No, you just get two electrons in some other locations, like when you're trying to switch chairs between two apartments and you pull over to take a lunch break halfway thorugh the job!

johncarlosbaez, 1 year ago

@4raylee - the octonions are not Clifford algebras because they're not associative, and Clifford algebras are associative. Indeed in my post "algebra" meant "associative algebra" - a common usage!

Still, there is a profound connection between octonions and Clifford algebras. But that's another story for another day.

"Other than that the only other surprising thing to me (so far) is the progression R -> C -> H is reversed on the other side of the split."

That's the surprising pattern! Can you describe it as a symmetry of the picture?

"And no C ⨁ C?"

That's a good observation too! Here I've been talking about real Clifford algebras, where you take the real number and throw in a bunch of anticommuting square roots of -1. C ⨁ C shows up when we look at complex Clifford algebras.

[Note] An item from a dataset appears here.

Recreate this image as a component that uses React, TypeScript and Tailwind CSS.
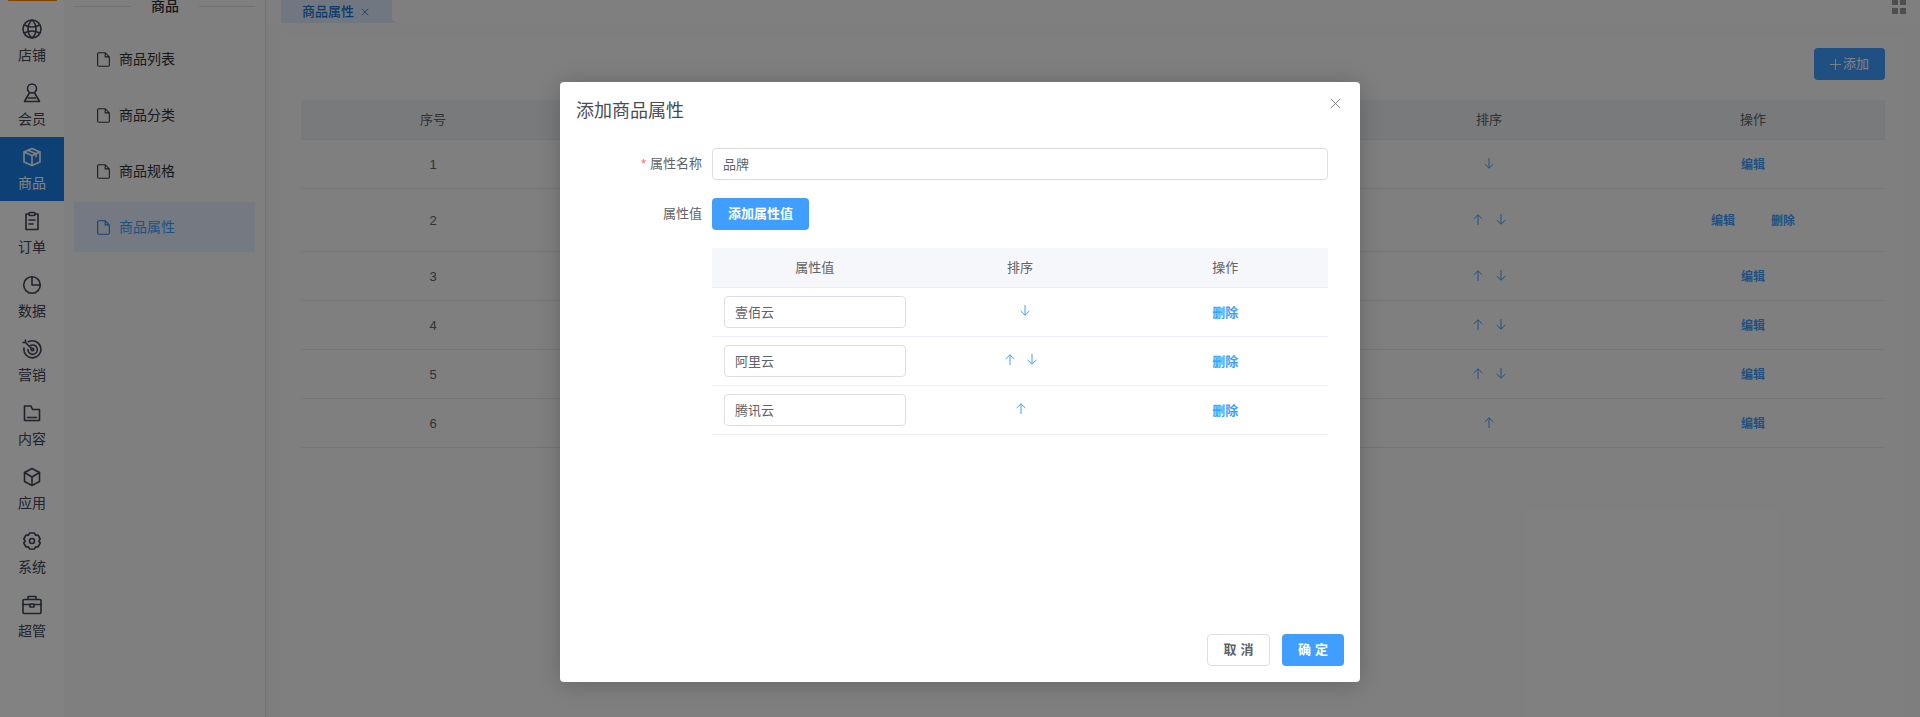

johncarlosbaez, 1 year ago (edited 1 year ago)

@4raylee - right! There's a visually evident symmetry is across the diagonal line from Cliff₃ to Cliff₇. And this is tantalizing and also weird, because it might seem more natural to have the symmetry axis to be vertical (since Cliff₀ is where the whole story starts).

I think there's an explanation of this, but it's too long to fit into this toot. 🙃

johncarlosbaez, 1 year ago

@BartoszMilewski - in loop quantum gravity we (meaning mainly Rovelli and Smolin) tried to eliminate spacetime and make locations relative to matter (and the gravitational field).